* **SUPPLIED ENTRIES**:
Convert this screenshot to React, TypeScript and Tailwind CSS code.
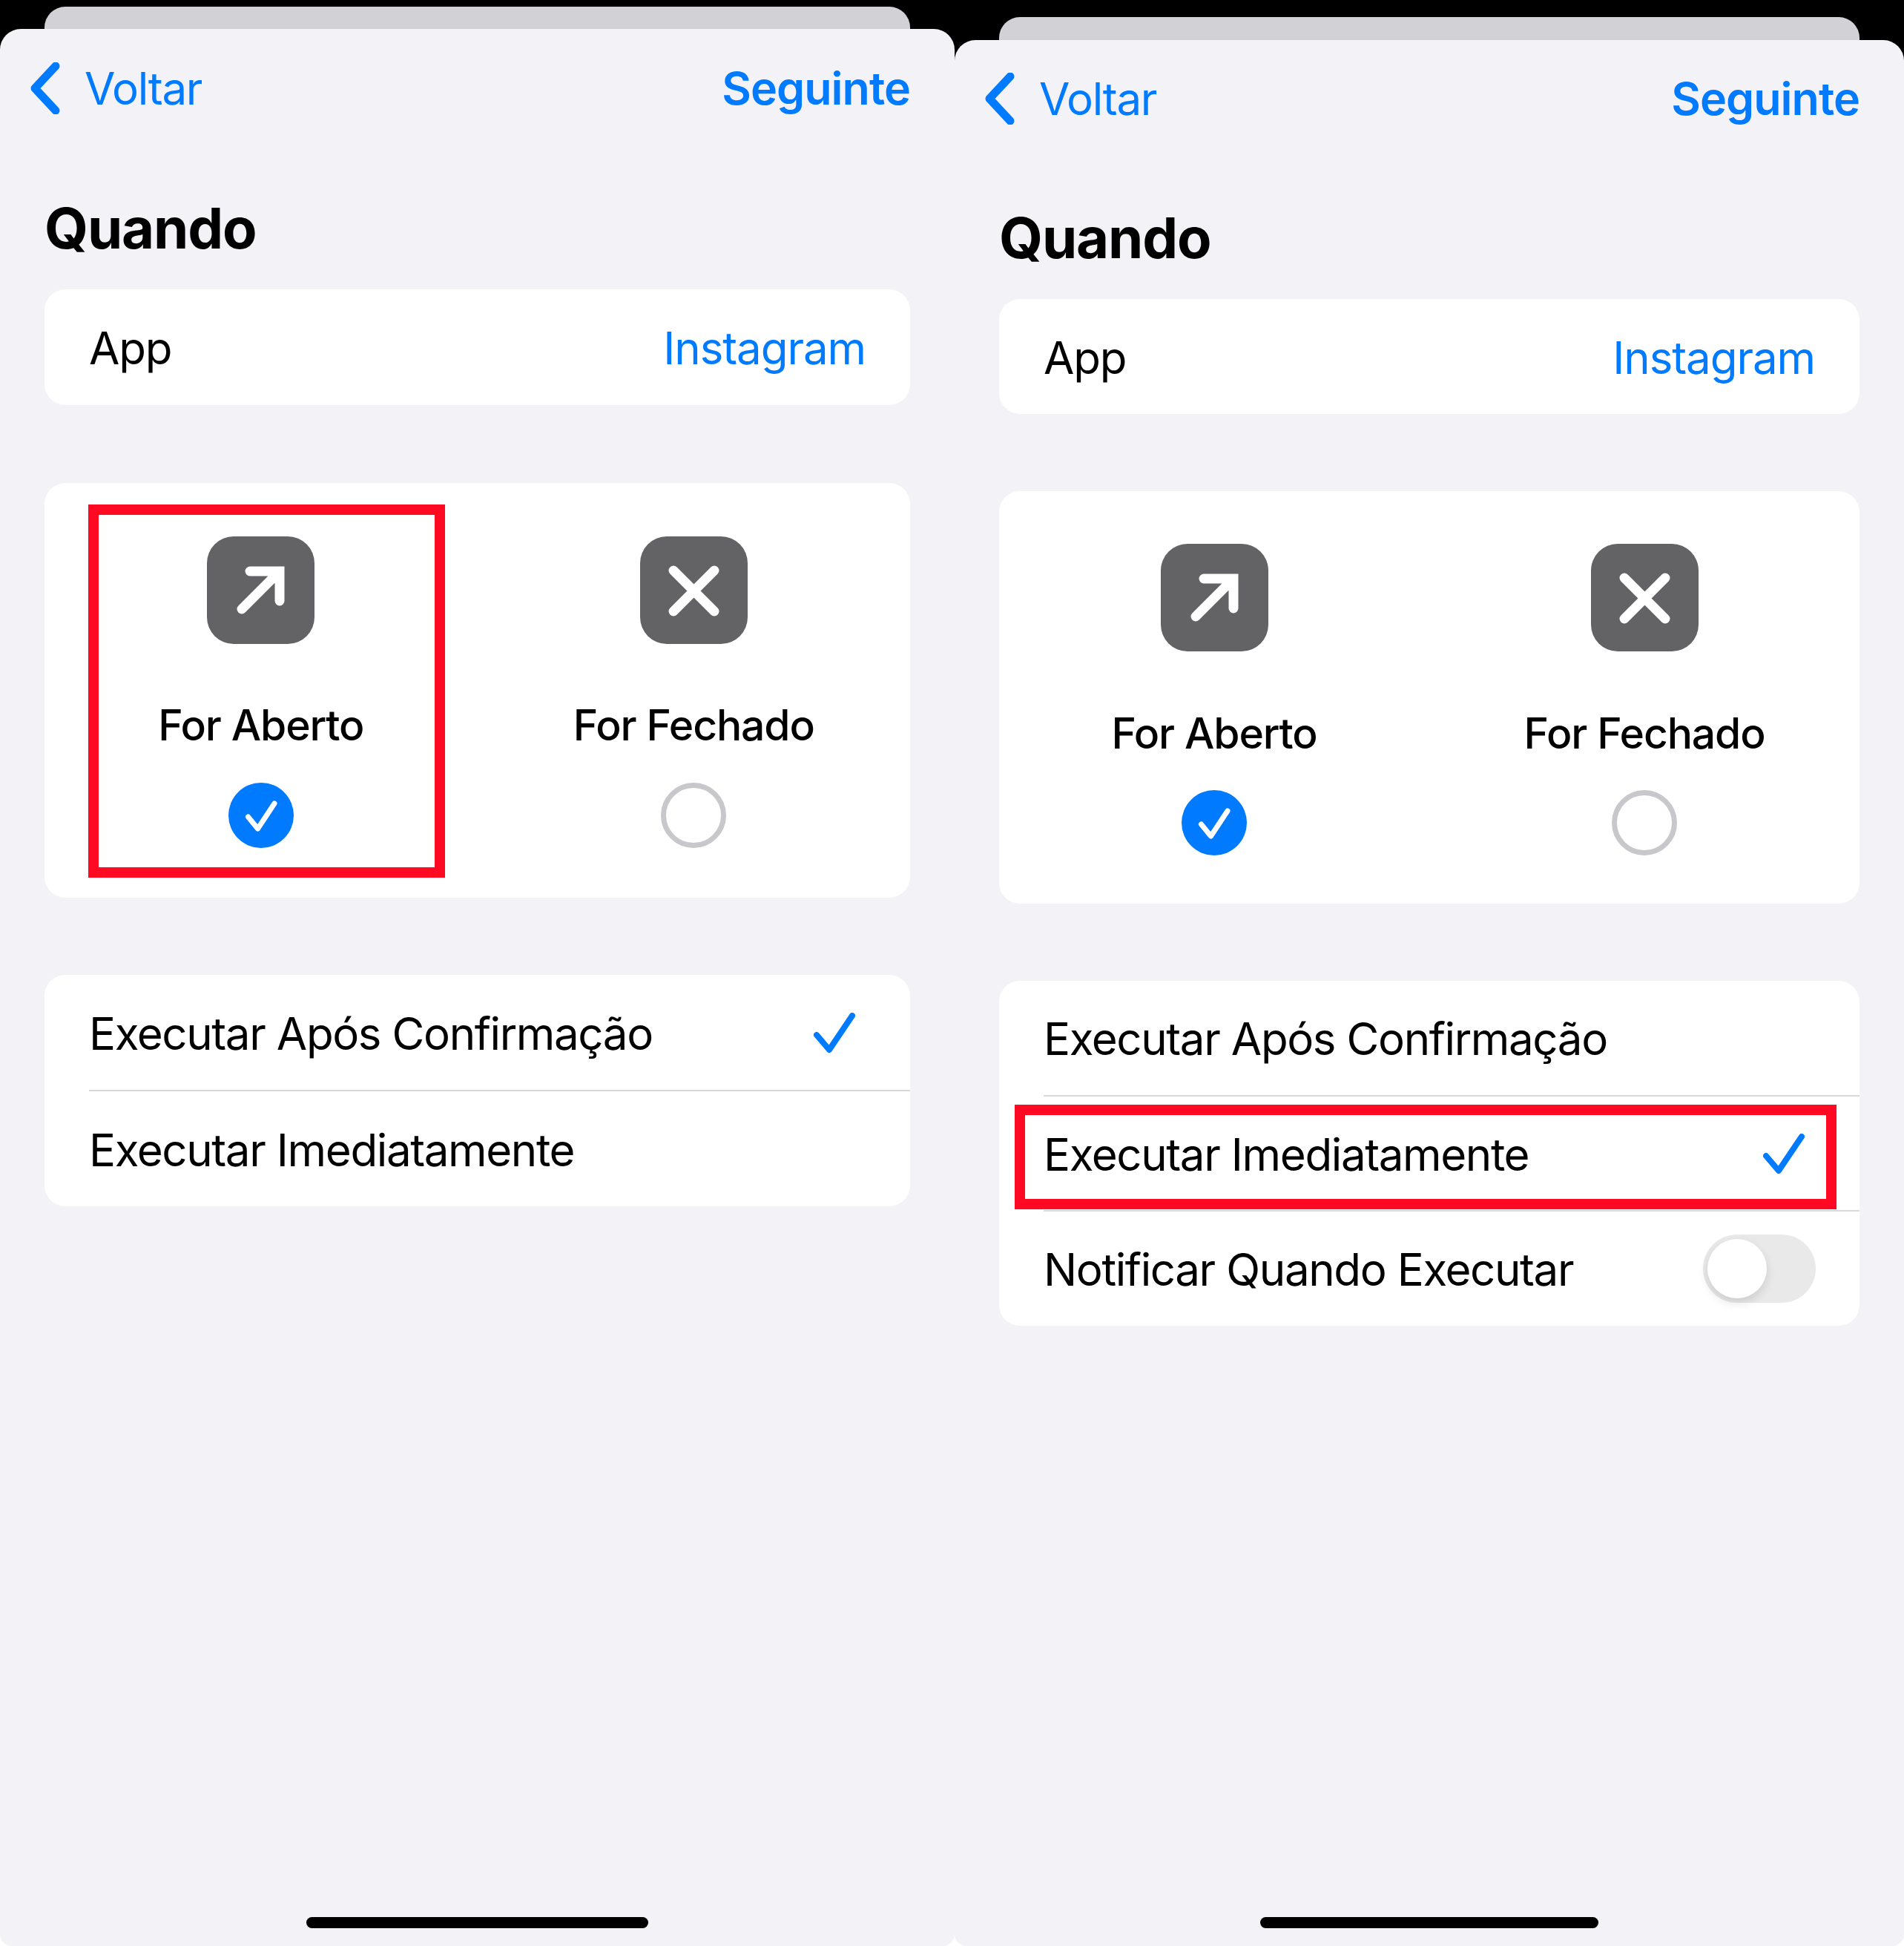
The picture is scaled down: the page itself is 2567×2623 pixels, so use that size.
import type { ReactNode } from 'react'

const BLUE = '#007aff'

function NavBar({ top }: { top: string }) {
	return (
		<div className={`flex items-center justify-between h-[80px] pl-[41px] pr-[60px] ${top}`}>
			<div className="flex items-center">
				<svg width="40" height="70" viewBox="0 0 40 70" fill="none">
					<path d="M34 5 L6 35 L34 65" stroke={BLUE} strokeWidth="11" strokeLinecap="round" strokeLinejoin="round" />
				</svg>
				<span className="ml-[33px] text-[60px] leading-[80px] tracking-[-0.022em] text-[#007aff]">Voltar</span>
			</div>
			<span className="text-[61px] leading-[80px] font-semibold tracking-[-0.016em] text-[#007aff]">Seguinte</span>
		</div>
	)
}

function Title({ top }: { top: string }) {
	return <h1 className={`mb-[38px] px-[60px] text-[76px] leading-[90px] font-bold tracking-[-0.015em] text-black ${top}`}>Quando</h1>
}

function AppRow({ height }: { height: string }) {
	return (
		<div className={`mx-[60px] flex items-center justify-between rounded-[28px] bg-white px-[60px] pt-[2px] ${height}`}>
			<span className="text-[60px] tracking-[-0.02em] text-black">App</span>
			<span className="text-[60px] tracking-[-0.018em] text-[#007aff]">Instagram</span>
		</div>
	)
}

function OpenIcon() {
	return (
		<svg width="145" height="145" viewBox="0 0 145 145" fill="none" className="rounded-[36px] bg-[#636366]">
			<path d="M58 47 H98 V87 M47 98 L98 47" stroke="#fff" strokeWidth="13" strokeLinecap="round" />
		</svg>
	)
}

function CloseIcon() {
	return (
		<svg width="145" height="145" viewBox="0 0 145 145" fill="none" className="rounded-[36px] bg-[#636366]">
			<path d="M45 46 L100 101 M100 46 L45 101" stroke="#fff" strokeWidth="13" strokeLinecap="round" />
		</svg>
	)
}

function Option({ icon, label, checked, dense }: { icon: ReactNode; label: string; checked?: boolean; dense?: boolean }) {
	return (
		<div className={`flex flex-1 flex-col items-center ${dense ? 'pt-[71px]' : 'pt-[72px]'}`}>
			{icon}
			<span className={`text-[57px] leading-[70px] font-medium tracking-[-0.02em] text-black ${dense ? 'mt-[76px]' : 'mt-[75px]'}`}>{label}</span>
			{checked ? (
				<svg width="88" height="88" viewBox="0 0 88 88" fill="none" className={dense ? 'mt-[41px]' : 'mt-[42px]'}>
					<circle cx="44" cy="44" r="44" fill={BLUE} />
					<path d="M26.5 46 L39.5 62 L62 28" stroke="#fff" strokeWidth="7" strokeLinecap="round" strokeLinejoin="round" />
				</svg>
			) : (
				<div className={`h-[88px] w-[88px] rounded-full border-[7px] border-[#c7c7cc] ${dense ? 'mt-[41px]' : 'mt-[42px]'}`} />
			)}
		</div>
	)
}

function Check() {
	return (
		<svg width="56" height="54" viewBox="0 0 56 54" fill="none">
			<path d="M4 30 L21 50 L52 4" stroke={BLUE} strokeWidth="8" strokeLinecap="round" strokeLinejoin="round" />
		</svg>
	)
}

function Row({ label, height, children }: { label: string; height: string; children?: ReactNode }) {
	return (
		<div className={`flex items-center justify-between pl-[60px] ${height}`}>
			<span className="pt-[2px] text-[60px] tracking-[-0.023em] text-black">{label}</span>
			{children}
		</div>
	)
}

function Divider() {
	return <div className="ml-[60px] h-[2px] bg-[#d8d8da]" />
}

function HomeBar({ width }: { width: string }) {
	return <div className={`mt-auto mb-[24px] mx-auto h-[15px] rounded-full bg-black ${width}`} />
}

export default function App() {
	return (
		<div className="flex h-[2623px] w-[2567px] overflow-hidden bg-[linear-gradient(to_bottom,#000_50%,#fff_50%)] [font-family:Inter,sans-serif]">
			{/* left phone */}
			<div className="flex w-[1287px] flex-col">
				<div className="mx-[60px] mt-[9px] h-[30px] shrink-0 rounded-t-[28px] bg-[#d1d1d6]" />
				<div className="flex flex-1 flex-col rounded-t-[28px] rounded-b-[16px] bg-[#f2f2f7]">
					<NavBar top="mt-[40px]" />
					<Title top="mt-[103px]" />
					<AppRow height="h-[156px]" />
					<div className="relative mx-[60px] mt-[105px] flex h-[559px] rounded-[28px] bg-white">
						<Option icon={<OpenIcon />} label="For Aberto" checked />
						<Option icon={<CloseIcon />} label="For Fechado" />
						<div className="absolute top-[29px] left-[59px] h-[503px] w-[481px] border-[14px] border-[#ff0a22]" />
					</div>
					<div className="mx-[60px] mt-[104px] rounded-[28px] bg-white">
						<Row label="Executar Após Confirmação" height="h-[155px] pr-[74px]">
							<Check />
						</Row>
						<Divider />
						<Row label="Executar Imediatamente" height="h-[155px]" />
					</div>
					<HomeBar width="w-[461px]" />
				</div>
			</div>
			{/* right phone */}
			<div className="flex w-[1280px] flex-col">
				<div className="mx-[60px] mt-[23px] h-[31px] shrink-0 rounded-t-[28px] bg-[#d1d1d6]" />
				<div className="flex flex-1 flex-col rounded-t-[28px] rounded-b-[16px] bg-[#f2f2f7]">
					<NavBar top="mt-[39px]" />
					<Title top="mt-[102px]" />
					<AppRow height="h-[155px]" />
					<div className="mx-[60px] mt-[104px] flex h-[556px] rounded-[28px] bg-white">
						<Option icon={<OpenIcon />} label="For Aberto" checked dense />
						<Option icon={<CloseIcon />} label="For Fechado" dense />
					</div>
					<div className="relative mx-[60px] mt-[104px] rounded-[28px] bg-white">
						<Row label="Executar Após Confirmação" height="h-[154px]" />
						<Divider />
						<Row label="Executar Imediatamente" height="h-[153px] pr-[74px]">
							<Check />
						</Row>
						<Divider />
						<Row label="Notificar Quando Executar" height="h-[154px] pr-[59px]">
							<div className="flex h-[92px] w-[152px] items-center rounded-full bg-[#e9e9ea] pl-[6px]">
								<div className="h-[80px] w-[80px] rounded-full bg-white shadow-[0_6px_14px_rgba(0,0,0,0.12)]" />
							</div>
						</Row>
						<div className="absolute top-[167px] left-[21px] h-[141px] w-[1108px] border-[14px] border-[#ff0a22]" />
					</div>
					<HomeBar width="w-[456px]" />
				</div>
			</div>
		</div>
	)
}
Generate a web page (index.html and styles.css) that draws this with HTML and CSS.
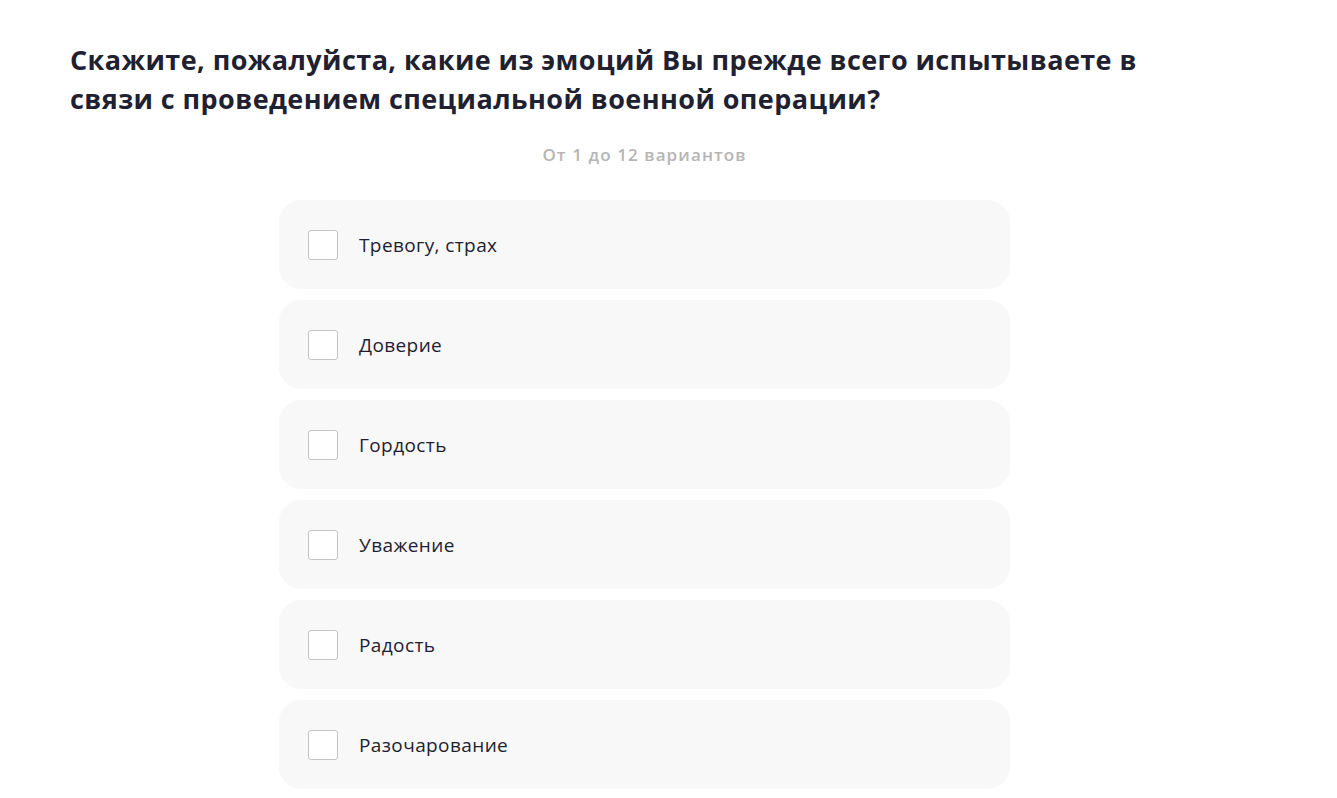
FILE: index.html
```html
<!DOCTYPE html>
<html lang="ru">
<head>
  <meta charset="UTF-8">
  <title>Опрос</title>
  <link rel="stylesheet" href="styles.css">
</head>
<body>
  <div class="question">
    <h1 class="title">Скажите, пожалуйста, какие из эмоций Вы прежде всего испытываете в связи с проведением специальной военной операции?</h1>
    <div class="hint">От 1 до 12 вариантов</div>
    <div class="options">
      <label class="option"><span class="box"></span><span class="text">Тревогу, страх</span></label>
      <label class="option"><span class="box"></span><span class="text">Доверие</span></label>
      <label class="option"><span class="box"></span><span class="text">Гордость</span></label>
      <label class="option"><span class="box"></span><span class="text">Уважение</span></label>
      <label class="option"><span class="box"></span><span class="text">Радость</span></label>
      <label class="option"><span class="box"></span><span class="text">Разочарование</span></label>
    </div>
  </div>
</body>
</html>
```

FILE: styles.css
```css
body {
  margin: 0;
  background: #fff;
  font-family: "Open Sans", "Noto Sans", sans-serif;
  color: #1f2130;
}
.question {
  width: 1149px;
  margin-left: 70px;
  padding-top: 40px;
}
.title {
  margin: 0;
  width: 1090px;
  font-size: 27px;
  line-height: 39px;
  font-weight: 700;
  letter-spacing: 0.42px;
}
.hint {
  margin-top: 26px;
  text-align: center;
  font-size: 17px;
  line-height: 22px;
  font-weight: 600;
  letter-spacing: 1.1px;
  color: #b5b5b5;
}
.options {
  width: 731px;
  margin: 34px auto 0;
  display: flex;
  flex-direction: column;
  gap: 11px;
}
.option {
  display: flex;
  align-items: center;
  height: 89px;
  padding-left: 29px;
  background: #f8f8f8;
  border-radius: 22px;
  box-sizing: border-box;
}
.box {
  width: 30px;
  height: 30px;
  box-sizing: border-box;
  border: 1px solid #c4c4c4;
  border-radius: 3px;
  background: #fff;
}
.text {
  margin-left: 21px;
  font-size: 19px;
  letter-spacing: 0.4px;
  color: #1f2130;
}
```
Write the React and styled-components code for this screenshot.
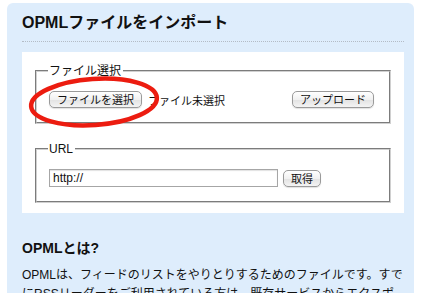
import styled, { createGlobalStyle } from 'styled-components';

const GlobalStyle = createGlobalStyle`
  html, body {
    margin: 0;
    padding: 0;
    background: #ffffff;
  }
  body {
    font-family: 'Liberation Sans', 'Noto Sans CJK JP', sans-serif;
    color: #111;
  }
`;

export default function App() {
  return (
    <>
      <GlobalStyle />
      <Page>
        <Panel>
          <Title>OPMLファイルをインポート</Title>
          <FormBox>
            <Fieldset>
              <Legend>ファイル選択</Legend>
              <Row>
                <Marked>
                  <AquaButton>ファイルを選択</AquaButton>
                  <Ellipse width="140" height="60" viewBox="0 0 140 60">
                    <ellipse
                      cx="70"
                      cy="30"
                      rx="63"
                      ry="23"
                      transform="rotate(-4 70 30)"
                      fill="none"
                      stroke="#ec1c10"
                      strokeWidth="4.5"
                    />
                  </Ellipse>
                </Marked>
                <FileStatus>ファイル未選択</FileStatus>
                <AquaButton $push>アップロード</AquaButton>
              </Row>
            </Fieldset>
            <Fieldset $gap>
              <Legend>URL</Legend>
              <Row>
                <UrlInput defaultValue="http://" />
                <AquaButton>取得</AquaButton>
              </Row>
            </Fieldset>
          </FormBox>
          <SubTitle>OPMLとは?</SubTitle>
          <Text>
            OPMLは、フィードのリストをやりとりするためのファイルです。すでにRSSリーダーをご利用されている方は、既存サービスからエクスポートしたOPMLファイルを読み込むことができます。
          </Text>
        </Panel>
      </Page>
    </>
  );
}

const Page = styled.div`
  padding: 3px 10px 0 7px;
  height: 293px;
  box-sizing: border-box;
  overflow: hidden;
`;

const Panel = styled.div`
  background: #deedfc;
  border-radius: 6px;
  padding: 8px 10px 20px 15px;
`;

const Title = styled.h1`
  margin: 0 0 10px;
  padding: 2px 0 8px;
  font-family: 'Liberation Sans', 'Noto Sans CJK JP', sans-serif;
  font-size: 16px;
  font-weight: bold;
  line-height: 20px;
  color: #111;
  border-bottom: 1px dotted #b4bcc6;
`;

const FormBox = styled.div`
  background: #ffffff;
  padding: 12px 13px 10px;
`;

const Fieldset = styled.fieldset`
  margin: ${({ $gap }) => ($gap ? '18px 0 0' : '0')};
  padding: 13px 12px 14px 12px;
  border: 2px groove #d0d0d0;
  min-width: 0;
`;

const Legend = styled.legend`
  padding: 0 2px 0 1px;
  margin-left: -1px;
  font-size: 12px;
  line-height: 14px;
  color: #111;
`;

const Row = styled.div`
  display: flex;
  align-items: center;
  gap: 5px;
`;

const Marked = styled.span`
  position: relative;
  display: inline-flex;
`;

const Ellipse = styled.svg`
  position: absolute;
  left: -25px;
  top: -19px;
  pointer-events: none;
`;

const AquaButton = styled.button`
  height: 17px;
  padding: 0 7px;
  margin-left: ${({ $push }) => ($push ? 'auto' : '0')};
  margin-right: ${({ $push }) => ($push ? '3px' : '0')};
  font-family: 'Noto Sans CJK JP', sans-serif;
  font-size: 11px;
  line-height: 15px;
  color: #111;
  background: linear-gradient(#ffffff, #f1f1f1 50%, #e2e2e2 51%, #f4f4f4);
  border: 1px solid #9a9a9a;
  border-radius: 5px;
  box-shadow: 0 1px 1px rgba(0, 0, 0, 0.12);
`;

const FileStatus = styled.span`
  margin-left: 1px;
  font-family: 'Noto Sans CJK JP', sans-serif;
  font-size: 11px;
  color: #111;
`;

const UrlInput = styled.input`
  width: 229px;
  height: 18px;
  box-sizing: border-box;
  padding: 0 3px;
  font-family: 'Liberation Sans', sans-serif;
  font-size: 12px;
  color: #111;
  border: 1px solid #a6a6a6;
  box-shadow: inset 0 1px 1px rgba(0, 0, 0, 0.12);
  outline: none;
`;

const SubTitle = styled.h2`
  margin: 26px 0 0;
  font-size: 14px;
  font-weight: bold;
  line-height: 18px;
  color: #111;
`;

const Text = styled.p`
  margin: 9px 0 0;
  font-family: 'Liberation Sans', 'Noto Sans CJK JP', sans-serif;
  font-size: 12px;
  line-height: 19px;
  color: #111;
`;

* **PROMPT**: Repeat word for word the stretch of lines from the one with "The picture is" down to the one with "const BLUE = '#007aff'", both included.

* **RESPONSE**:
The picture is scaled down: the page itself is 2567×2623 pixels, so use that size.
import type { ReactNode } from 'react'

const BLUE = '#007aff'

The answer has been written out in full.